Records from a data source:
- - - - -

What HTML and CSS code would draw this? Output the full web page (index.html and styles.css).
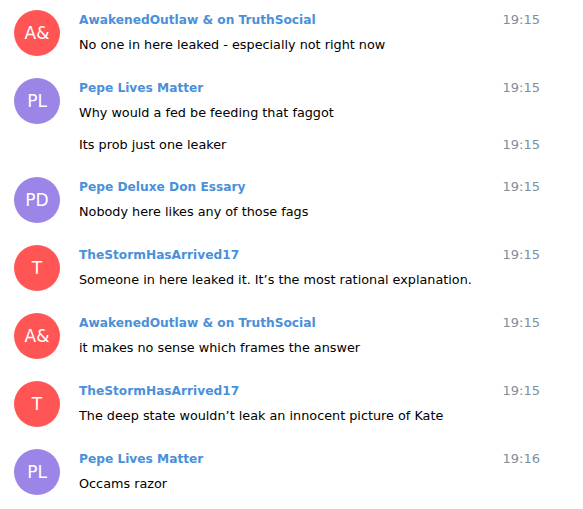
FILE: index.html
```html
<!DOCTYPE html>
<html>
<head>
<meta charset="utf-8">
<link rel="stylesheet" href="styles.css">
</head>
<body>
<div class="history">
  <div class="group">
    <div class="avatar red">A&amp;</div>
    <div class="body">
      <div class="head"><span class="name">AwakenedOutlaw &amp; on TruthSocial</span><span class="time">19:15</span></div>
      <div class="text">No one in here leaked - especially not right now</div>
    </div>
  </div>
  <div class="group">
    <div class="avatar purple">PL</div>
    <div class="body">
      <div class="head"><span class="name">Pepe Lives Matter</span><span class="time">19:15</span></div>
      <div class="text">Why would a fed be feeding that faggot</div>
      <div class="row"><span class="text">Its prob just one leaker</span><span class="time">19:15</span></div>
    </div>
  </div>
  <div class="group">
    <div class="avatar purple">PD</div>
    <div class="body">
      <div class="head"><span class="name">Pepe Deluxe Don Essary</span><span class="time">19:15</span></div>
      <div class="text">Nobody here likes any of those fags</div>
    </div>
  </div>
  <div class="group">
    <div class="avatar red">T</div>
    <div class="body">
      <div class="head"><span class="name">TheStormHasArrived17</span><span class="time">19:15</span></div>
      <div class="text">Someone in here leaked it. It’s the most rational explanation.</div>
    </div>
  </div>
  <div class="group">
    <div class="avatar red">A&amp;</div>
    <div class="body">
      <div class="head"><span class="name">AwakenedOutlaw &amp; on TruthSocial</span><span class="time">19:15</span></div>
      <div class="text">it makes no sense which frames the answer</div>
    </div>
  </div>
  <div class="group">
    <div class="avatar red">T</div>
    <div class="body">
      <div class="head"><span class="name">TheStormHasArrived17</span><span class="time">19:15</span></div>
      <div class="text">The deep state wouldn’t leak an innocent picture of Kate</div>
    </div>
  </div>
  <div class="group">
    <div class="avatar purple">PL</div>
    <div class="body">
      <div class="head"><span class="name">Pepe Lives Matter</span><span class="time">19:16</span></div>
      <div class="text">Occams razor</div>
    </div>
  </div>
</div>
</body>
</html>
```

FILE: styles.css
```css
html, body {
  margin: 0;
  padding: 0;
  background: #ffffff;
}
body {
  font-family: "DejaVu Sans", Verdana, sans-serif;
  font-size: 12.8px;
  color: #000000;
}
.history {
  display: flex;
  flex-direction: column;
  gap: 22px;
  padding: 10px 43px 0 14px;
}
.group {
  display: flex;
  gap: 19px;
  align-items: flex-start;
}
.avatar {
  flex: none;
  width: 46px;
  height: 46px;
  border-radius: 50%;
  color: #ffffff;
  font-size: 17px;
  display: flex;
  align-items: center;
  justify-content: center;
}
.red { background: #ff5555; }
.purple { background: #9b85e6; }
.body {
  flex: 1;
  display: flex;
  flex-direction: column;
}
.head, .row {
  display: flex;
  justify-content: space-between;
  align-items: center;
  line-height: 20px;
}
.row { margin-top: 12px; }
.name {
  color: #4a90d9;
  font-weight: bold;
  font-size: 12.2px;
}
.time {
  color: #7d8e9e;
  font-size: 13px;
}
.text {
  line-height: 20px;
}
.head + .text { margin-top: 5px; }
```
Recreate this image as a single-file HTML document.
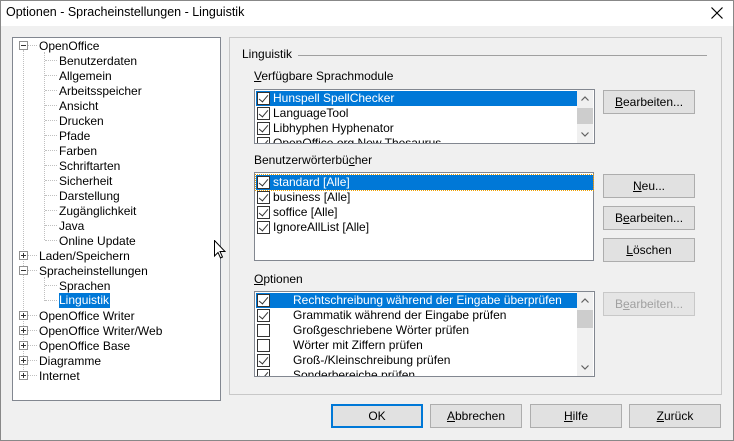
<!DOCTYPE html>
<html><head><meta charset="utf-8"><style>
*{margin:0;padding:0;box-sizing:border-box}
body{width:734px;height:441px;background:#f0f0f0;font-family:"Liberation Sans",sans-serif;font-size:12px;color:#000;position:relative;overflow:hidden}
.a{position:absolute;white-space:nowrap}
.tb{position:absolute;left:0;top:0;width:734px;height:26px;background:#fff}
.frame{position:absolute;left:0;top:0;width:734px;height:441px;border:1px solid #888}
.box{position:absolute;background:#fff;border:1px solid #828790}
.grp{position:absolute;border:1px solid #c8c8c8}
.btn{position:absolute;height:24px;background:#e1e1e1;border:1px solid #adadad;text-align:center;line-height:22px;font-size:12px}
.t{position:absolute;line-height:15px;height:15px;white-space:nowrap}
.sel{background:#0078d7;color:#fff}
.cb{position:absolute;width:13px;height:13px;border:1px solid #333;background:#fff}
.cb.c::after{content:"";position:absolute;left:3px;top:0px;width:4px;height:8px;border:solid #333;border-width:0 1.5px 1.5px 0;transform:rotate(40deg)}
.exp{position:absolute;width:9px;height:9px;border:1px solid #919191;background:#fff}
.exp::before{content:"";position:absolute;left:1px;top:3px;width:5px;height:1px;background:#333}
.exp.p::after{content:"";position:absolute;left:3px;top:1px;width:1px;height:5px;background:#333}
.hl{position:absolute;height:1px;border-top:1px dotted #c0c0c0}
.vl{position:absolute;width:1px;border-left:1px dotted #c0c0c0}
.sb{position:absolute;width:16px;background:#f0f0f0}
.th{position:absolute;left:0;width:16px;background:#cdcdcd}
.tree .t{margin-top:1px}
u{text-decoration:underline}
</style></head><body>
<div class="tb"></div>
<div class="a" style="left:6px;top:5px;font-size:12.5px">Optionen - Spracheinstellungen - Linguistik</div>
<svg class="a" style="left:711px;top:7px" width="12" height="12" viewBox="0 0 12 12"><path d="M0.5 0.5L11.5 11.5M11.5 0.5L0.5 11.5" stroke="#000" stroke-width="1.2"/></svg>
<div class="frame"></div>

<!-- tree -->
<div class="box" style="left:12px;top:37px;width:209px;height:364px;border-color:#828790"></div>
<div class="tree">
<div class="vl" style="left:23px;top:50px;height:326px"></div>
<div class="vl" style="left:44px;top:52px;height:188px"></div>
<div class="vl" style="left:44px;top:277px;height:24px"></div>
<div class="exp" style="left:19px;top:41px"></div>
<div class="hl" style="left:28px;top:45px;width:9px"></div>
<div class="t" style="left:39px;top:38px">OpenOffice</div>
<div class="hl" style="left:45px;top:60px;width:12px"></div><div class="t" style="left:59px;top:53px">Benutzerdaten</div>
<div class="hl" style="left:45px;top:75px;width:12px"></div><div class="t" style="left:59px;top:68px">Allgemein</div>
<div class="hl" style="left:45px;top:90px;width:12px"></div><div class="t" style="left:59px;top:83px">Arbeitsspeicher</div>
<div class="hl" style="left:45px;top:105px;width:12px"></div><div class="t" style="left:59px;top:98px">Ansicht</div>
<div class="hl" style="left:45px;top:120px;width:12px"></div><div class="t" style="left:59px;top:113px">Drucken</div>
<div class="hl" style="left:45px;top:135px;width:12px"></div><div class="t" style="left:59px;top:128px">Pfade</div>
<div class="hl" style="left:45px;top:150px;width:12px"></div><div class="t" style="left:59px;top:143px">Farben</div>
<div class="hl" style="left:45px;top:165px;width:12px"></div><div class="t" style="left:59px;top:158px">Schriftarten</div>
<div class="hl" style="left:45px;top:180px;width:12px"></div><div class="t" style="left:59px;top:173px">Sicherheit</div>
<div class="hl" style="left:45px;top:195px;width:12px"></div><div class="t" style="left:59px;top:188px">Darstellung</div>
<div class="hl" style="left:45px;top:210px;width:12px"></div><div class="t" style="left:59px;top:203px">Zugänglichkeit</div>
<div class="hl" style="left:45px;top:225px;width:12px"></div><div class="t" style="left:59px;top:218px">Java</div>
<div class="hl" style="left:45px;top:240px;width:12px"></div><div class="t" style="left:59px;top:233px">Online Update</div>
<div class="exp p" style="left:19px;top:251px"></div><div class="hl" style="left:28px;top:255px;width:9px"></div><div class="t" style="left:39px;top:248px">Laden/Speichern</div>
<div class="exp" style="left:19px;top:266px"></div><div class="hl" style="left:28px;top:270px;width:9px"></div><div class="t" style="left:39px;top:263px">Spracheinstellungen</div>
<div class="hl" style="left:45px;top:285px;width:12px"></div><div class="t" style="left:59px;top:278px">Sprachen</div>
<div class="hl" style="left:45px;top:300px;width:12px"></div><div class="t sel" style="left:59px;top:292px;padding-right:1px">Linguistik</div>
<div class="exp p" style="left:19px;top:311px"></div><div class="hl" style="left:28px;top:315px;width:9px"></div><div class="t" style="left:39px;top:308px">OpenOffice Writer</div>
<div class="exp p" style="left:19px;top:326px"></div><div class="hl" style="left:28px;top:330px;width:9px"></div><div class="t" style="left:39px;top:323px">OpenOffice Writer/Web</div>
<div class="exp p" style="left:19px;top:341px"></div><div class="hl" style="left:28px;top:345px;width:9px"></div><div class="t" style="left:39px;top:338px">OpenOffice Base</div>
<div class="exp p" style="left:19px;top:356px"></div><div class="hl" style="left:28px;top:360px;width:9px"></div><div class="t" style="left:39px;top:353px">Diagramme</div>
<div class="exp p" style="left:19px;top:371px"></div><div class="hl" style="left:28px;top:375px;width:9px"></div><div class="t" style="left:39px;top:368px">Internet</div>
</div>

<!-- right group -->
<div class="grp" style="left:229px;top:37px;width:493px;height:358px"></div>
<div class="a" style="left:242px;top:47px">Linguistik</div>
<div style="position:absolute;left:298px;top:55px;width:409px;height:1px;background:#a0a0a0"></div>

<div class="a" style="left:254px;top:69px"><u>V</u>erfügbare Sprachmodule</div>
<div class="box" style="left:254px;top:89px;width:341px;height:55px;overflow:hidden">
 <div class="t sel" style="left:1px;top:1px;width:321px"></div>
 <div class="cb c" style="left:2px;top:2px"></div><div class="t" style="left:18px;top:1px;color:#fff">Hunspell SpellChecker</div>
 <div class="cb c" style="left:2px;top:17px"></div><div class="t" style="left:18px;top:16px">LanguageTool</div>
 <div class="cb c" style="left:2px;top:32px"></div><div class="t" style="left:18px;top:31px">Libhyphen Hyphenator</div>
 <div class="cb c" style="left:2px;top:47px"></div><div class="t" style="left:18px;top:46px">OpenOffice.org New Thesaurus</div>
 <div class="sb" style="left:322px;top:0;height:53px"><svg class="a" style="left:4px;top:6px" width="8" height="5"><path d="M0.5 4.5L4 1L7.5 4.5" fill="none" stroke="#606060" stroke-width="1.2"/></svg><div class="th" style="top:18px;height:16px"></div><svg class="a" style="left:4px;top:42px" width="8" height="5"><path d="M0.5 0.5L4 4L7.5 0.5" fill="none" stroke="#606060" stroke-width="1.2"/></svg></div>
</div>
<div class="btn" style="left:603px;top:90px;width:92px"><u>B</u>earbeiten...</div>

<div class="a" style="left:254px;top:153px">Benutzerwörterbü<u>c</u>her</div>
<div class="box" style="left:254px;top:172px;width:340px;height:89px">
 <div class="t sel" style="left:1px;top:2px;width:337px;outline:1px dotted #f0a000"></div>
 <div class="cb c" style="left:2px;top:3px"></div><div class="t" style="left:18px;top:2px;color:#fff">standard [Alle]</div>
 <div class="cb c" style="left:2px;top:18px"></div><div class="t" style="left:18px;top:17px">business [Alle]</div>
 <div class="cb c" style="left:2px;top:33px"></div><div class="t" style="left:18px;top:32px">soffice [Alle]</div>
 <div class="cb c" style="left:2px;top:48px"></div><div class="t" style="left:18px;top:47px">IgnoreAllList [Alle]</div>
</div>
<div class="btn" style="left:603px;top:174px;width:92px"><u>N</u>eu...</div>
<div class="btn" style="left:603px;top:206px;width:92px">B<u>e</u>arbeiten...</div>
<div class="btn" style="left:603px;top:238px;width:92px"><u>L</u>öschen</div>

<div class="a" style="left:254px;top:272px"><u>O</u>ptionen</div>
<div class="box" style="left:254px;top:291px;width:341px;height:86px;overflow:hidden">
 <div class="t sel" style="left:1px;top:1px;width:321px"></div>
 <div class="cb c" style="left:2px;top:2px"></div><div class="t" style="left:38px;top:1px;color:#fff">Rechtschreibung während der Eingabe überprüfen</div>
 <div class="cb c" style="left:2px;top:17px"></div><div class="t" style="left:38px;top:16px">Grammatik während der Eingabe prüfen</div>
 <div class="cb" style="left:2px;top:32px"></div><div class="t" style="left:38px;top:31px">Großgeschriebene Wörter prüfen</div>
 <div class="cb" style="left:2px;top:47px"></div><div class="t" style="left:38px;top:46px">Wörter mit Ziffern prüfen</div>
 <div class="cb c" style="left:2px;top:62px"></div><div class="t" style="left:38px;top:61px">Groß-/Kleinschreibung prüfen</div>
 <div class="cb c" style="left:2px;top:77px"></div><div class="t" style="left:38px;top:76px">Sonderbereiche prüfen</div>
 <div class="sb" style="left:322px;top:0;height:84px"><svg class="a" style="left:4px;top:6px" width="8" height="5"><path d="M0.5 4.5L4 1L7.5 4.5" fill="none" stroke="#606060" stroke-width="1.2"/></svg><div class="th" style="top:18px;height:18px"></div><svg class="a" style="left:4px;top:73px" width="8" height="5"><path d="M0.5 0.5L4 4L7.5 0.5" fill="none" stroke="#606060" stroke-width="1.2"/></svg></div>
</div>
<div class="btn" style="left:603px;top:292px;width:92px;color:#a0a0a0;background:#e5e5e5;border-color:#c8c8c8">B<u>e</u>arbeiten...</div>
<div class="btn" style="left:331px;top:404px;width:92px;border:2px solid #0078d7;line-height:20px">OK</div>
<div class="btn" style="left:430px;top:404px;width:92px"><u>A</u>bbrechen</div>
<div class="btn" style="left:530px;top:404px;width:92px"><u>H</u>ilfe</div>
<div class="btn" style="left:629px;top:404px;width:92px"><u>Z</u>urück</div>
<svg class="a" style="left:214px;top:240px" width="12" height="19" viewBox="0 0 12 19"><path d="M0.5 0.5V16L4 12.5L6.5 18L8.5 17L6 11.5H11Z" fill="#fff" stroke="#000"/></svg>
</body></html>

- - - - -

* BRIEF *
Copy all lines from the material that include "index".

* SOLUTION TO THIS PROBLEM *
What HTML and CSS code would draw this? Output the full web page (index.html and styles.css).
FILE: index.html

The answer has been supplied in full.